Reproduce the span that opens at the line containing "Reproduce this screenshot" and closes at the line containing "customElement, property, state", both lines included, without alteration and without any other line.

* [Entries provided]:
--- BEGIN ---

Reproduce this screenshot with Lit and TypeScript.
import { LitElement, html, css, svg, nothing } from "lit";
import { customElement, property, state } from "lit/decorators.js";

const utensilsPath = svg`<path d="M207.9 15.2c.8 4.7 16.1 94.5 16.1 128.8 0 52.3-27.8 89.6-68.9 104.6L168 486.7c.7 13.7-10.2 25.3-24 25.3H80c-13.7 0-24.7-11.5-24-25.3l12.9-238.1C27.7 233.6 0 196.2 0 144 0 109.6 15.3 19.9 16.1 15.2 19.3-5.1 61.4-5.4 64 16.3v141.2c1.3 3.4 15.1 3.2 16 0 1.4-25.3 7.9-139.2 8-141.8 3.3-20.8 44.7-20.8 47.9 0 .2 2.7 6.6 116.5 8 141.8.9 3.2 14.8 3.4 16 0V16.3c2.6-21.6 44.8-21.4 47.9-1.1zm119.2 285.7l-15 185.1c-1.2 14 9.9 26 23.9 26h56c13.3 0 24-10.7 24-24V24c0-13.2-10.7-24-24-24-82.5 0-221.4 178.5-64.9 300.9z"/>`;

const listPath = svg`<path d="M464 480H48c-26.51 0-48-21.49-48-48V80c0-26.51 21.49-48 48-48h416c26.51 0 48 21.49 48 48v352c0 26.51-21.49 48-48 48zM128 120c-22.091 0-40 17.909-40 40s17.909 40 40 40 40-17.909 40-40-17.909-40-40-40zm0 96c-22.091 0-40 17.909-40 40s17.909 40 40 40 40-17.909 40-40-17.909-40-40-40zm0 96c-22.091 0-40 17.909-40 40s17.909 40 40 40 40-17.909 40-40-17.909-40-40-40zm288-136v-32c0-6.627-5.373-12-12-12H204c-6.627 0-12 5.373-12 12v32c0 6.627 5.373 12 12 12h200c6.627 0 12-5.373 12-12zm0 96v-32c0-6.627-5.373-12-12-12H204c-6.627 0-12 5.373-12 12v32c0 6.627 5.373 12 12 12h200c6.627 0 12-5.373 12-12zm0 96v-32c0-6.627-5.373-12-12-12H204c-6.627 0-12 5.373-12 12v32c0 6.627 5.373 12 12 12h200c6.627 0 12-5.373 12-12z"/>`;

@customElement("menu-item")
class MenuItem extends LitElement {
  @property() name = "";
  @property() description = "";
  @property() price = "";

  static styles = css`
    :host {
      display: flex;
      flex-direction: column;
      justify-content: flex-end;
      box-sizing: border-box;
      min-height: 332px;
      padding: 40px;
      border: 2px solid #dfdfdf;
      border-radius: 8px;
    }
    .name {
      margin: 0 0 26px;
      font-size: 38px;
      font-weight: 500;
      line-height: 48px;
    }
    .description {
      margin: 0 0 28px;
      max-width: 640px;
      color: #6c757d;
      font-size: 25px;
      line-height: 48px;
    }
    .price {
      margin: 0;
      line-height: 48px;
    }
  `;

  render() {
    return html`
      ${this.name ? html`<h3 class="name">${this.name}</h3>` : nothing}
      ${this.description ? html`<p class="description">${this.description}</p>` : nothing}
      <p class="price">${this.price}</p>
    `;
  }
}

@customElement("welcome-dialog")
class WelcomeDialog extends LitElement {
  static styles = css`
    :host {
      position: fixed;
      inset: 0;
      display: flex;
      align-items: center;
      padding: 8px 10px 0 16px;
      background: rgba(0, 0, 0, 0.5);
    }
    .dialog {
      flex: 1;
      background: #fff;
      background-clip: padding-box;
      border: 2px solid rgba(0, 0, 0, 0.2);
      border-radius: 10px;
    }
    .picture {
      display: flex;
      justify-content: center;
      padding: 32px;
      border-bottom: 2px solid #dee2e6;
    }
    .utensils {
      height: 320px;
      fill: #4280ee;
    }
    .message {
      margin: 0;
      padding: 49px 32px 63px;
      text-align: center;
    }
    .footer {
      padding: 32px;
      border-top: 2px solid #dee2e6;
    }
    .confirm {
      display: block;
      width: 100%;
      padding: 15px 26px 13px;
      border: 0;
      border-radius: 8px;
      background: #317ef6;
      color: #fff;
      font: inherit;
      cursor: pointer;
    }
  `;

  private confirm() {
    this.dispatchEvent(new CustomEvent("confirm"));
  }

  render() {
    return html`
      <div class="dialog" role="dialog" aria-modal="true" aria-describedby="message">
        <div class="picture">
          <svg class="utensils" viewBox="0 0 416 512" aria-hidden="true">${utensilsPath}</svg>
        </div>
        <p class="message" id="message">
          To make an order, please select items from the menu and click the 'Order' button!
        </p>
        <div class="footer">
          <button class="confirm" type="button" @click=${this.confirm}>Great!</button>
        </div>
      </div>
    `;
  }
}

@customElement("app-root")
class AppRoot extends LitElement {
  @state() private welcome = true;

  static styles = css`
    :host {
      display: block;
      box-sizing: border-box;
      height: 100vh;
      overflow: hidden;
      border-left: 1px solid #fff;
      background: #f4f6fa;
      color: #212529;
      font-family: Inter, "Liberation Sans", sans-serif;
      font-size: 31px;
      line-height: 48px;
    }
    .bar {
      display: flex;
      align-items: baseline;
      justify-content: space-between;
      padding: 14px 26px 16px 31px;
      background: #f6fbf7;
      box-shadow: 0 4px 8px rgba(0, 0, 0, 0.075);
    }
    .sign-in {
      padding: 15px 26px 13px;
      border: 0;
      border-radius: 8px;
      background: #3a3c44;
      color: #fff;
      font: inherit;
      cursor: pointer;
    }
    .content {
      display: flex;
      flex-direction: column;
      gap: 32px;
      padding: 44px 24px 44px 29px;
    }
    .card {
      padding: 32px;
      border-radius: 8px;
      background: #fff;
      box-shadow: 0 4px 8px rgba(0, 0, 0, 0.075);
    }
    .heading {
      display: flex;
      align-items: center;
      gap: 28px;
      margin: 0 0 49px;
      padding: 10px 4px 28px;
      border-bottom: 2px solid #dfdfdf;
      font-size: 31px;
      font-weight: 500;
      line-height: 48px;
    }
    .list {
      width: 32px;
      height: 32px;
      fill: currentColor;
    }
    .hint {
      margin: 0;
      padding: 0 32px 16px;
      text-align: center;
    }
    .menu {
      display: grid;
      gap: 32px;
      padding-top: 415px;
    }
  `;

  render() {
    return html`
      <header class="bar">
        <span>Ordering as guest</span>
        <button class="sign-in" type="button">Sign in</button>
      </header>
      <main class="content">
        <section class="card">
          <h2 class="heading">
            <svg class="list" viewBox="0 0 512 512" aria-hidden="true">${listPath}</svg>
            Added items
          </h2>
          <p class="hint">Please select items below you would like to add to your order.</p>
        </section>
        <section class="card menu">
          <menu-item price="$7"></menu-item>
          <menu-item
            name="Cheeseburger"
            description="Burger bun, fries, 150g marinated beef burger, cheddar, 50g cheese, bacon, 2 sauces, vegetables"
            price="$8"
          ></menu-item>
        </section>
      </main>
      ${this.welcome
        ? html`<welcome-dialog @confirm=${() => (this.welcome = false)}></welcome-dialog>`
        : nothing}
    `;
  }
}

--- END ---
--- BEGIN ---

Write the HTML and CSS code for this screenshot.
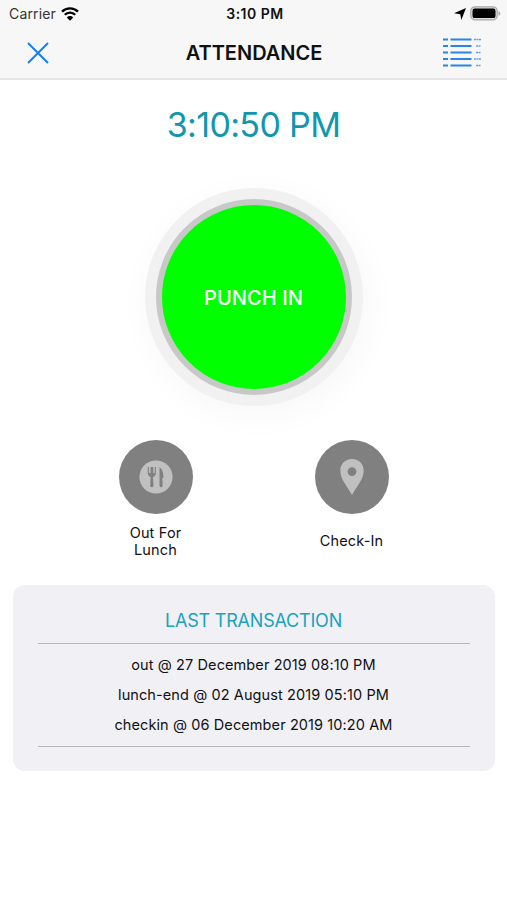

--- END ---

* [Result for this task]:
Reproduce this screenshot with Lit and TypeScript.
import { LitElement, html, css, svg, nothing } from "lit";
import { customElement, property, state } from "lit/decorators.js";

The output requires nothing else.